Etat français 1 – Ghosn 0. Bercy a finalement réussi à imposer les droits de vote double chez Renault, à l’issue d’un bras de fer avec le président de l’alliance Renault-Nissan, Carlos Ghosn . Comme attendu, la résolution visant à déroger de la « loi Florange » a été retoquée ce jeudi en assemblée générale. La mesure n’a reçu que 60,53% des votes exprimés, alors qu’elle devait recueillir les deux tiers du quorum pour être adoptée. Peu avant l’AG, l’Etat s’était assuré une minorité de blocage en achetant temporairement 4,5% du capital, faisant grimper sa part à 19,7% du capital et 23% des droits de vote. Compte-tenu du quorum de 72% lors de l’assemblée générale, cette participation s’est avérée suffisante pour rejeter la résolution contournant les droits de vote double.

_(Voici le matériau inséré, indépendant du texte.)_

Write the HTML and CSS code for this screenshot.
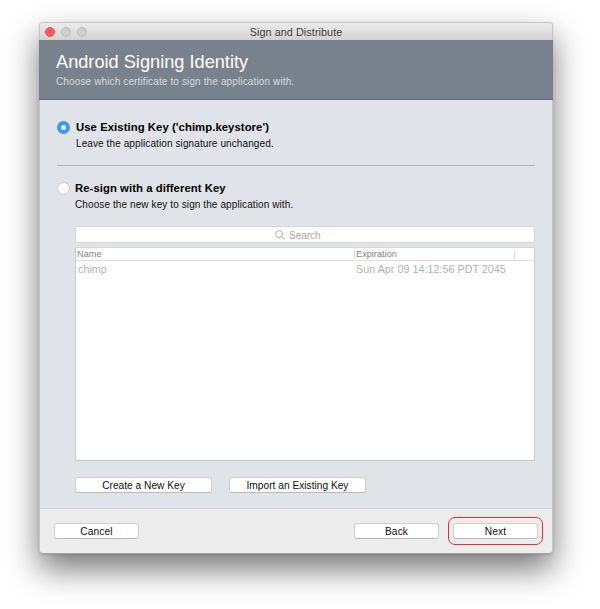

Nissan ne détient pas de droits de vote
Si la « loi Florange » est aussi controversée chez le constructeur, c’est qu’elle bouleverse pour Renault l’équilibre de l’alliance avec Nissan établie depuis plus de quinze ans. Nissan, actionnaire à 15% de Renault, ne détient pas de droits de vote dans son partenaire français, car celui-ci est lui-même actionnaire à 43,5% du groupe japonais. Selon le code de commerce, les deux groupes seraient en situation d’autocontrôle dans le cas où Nissan exercerait des droits de vote.
Maintenir « l’équilibre entre les deux principaux actionnaires de l’Etat »
Après le rejet de cette résolution, les droits de vote de l’Etat devraient monter à 28% (contre 17,8% aujourd’hui), tandis que ceux de Nissan resteront à zéro. Un renforcement qui est mal perçu par l’allié nippon. Depuis 1999, le groupe japonais a apporté 15 milliards d’euros de bénéfices et 4 milliards de dividendes à Renault. Ces dernières semaines, Carlos Ghosn a fait monter la pression en réunissant en urgence les conseils d’administration de Renault et de Nissan . Réuni juste avant l’assemblée générale, le conseil de Renault a une nouvelle fois demandé que « l’équilibre entre les deux principaux actionnaires de l’Etat soit maintenu ». Le ministre de l’Economie, Emmanuel Macron, a réagi mardi en défendant la démarche de l’Etat dans un courrier adressé à Carlos Ghosn , ainsi qu’aux administrateurs. Il s’est d’ailleurs félicité jeudi soir du rejet « à 40 % [de] cette résolution qui visait à déroger à une loi selon une philosophie qu’on ne partageait pas ». Selon le ministre, il s’agit d’une décision « cohérente avec notre volonté de défendre un capitalisme de long terme qui favorise les actionnaires qui sont durablement installés et qui accompagnent les entreprises dans les transitions ».
Egalement controversée, la rémunération de Carlos Ghosn a recueilli seulement 58 % de votes positifs en assemblée générale. L’an dernier, elle avait reçu un score déjà particulièrement faible de 64%. Au titre de 2014, ses émoluments ont été valorisés à plus de 7 millions d’euros, dont 5 millions d’euros au titre des actions de performance. A cette somme s’ajoute sa rémunération chez Nissan, évaluée à 7,6 millions d’euros. Par ailleurs, 37% des actionnaires ont rejeté la clause de non concurrence de Carlos Ghosn. En échange de deux ans de salaire, celui-ci s’engage à ne pas aller à la concurrence. Enfin, l’âge limite pour exercer les fonctions de président a été repoussé au-delà de 65 ans, une résolution adoptée à 98 %.